When will ebay learn that as they pull these stunts, and interfere with the ability of users to find, buy, research or sell, that they are undermining the commerce of the site, and actually reducing their own bottom line as well as interfering with the livelihoods of their clients.

Kevin

Anonymous said...

I'll bite, why do you feel that one should Always check the 'include title and description' box. I really feel that you need to select which searches you use that with, the more psecific the search, the more likely title and description will be effective, particularly if you use inverted commas to identify a specific string of words. However, broader search terms which may reveal obscure items in title only searches will often produce an overwhelming amount of "white noise" in title and description searches. While I recommend refining search habits to make the optimum use of the Ebay search engine, I do not believe a user will find it beneficial to *always* use title and description.

In their wisdom, assuming that the "new" search I have encountered is not going to be immediately changed, the "completed auctions" option is now unclickable from a "title and description" search as well. As I said above, they are making the search less and less intuitive for the user to use.

Kind Regards, Kevin

Henrietta said...

One hates to make assumptions, but, you also have to start somewhere.

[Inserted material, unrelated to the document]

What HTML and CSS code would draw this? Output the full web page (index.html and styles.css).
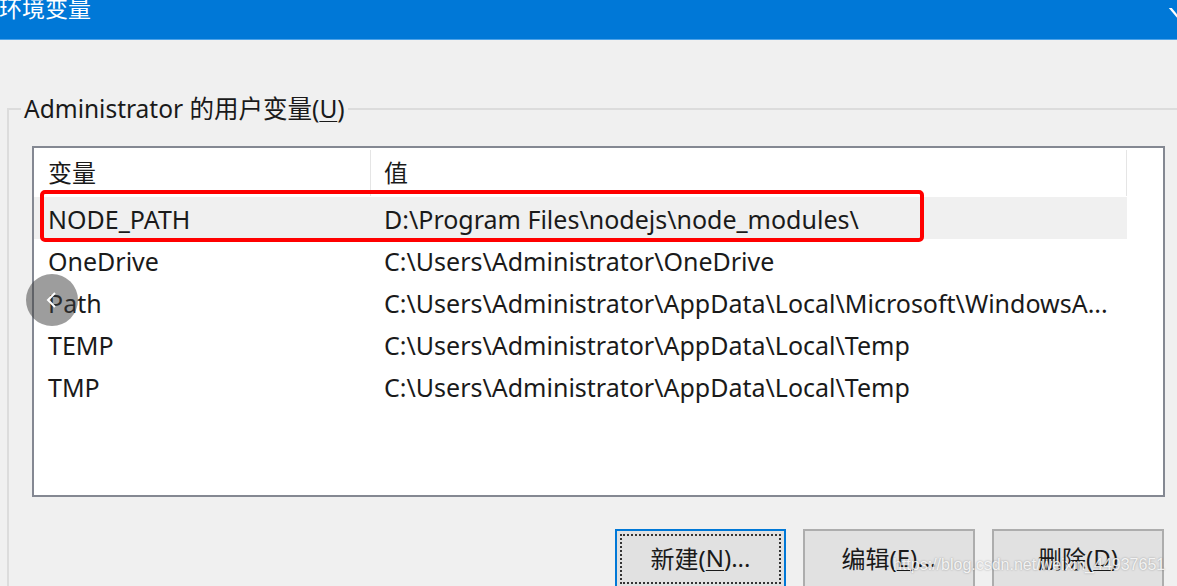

This post was written for non-professional searchers, you know and I know that we can (sometimes) get better results with "quotation marks" but my customers are often not very computer literate and will type in victorian easter card.

I think they will get better results if the search is not title only, but I will revise that statement.

Anonymous said...

Hi Henrietta,
Sorry to make you update your update. :) . I was working on it being aimed at the less experienced readers, but felt that selectively using description search stops a less experienced user from being absolutely overwhelmed by the search result in some cases.

Kind Regards, Kevin

Henrietta said...

Kevin I VALUE your comments and input highly!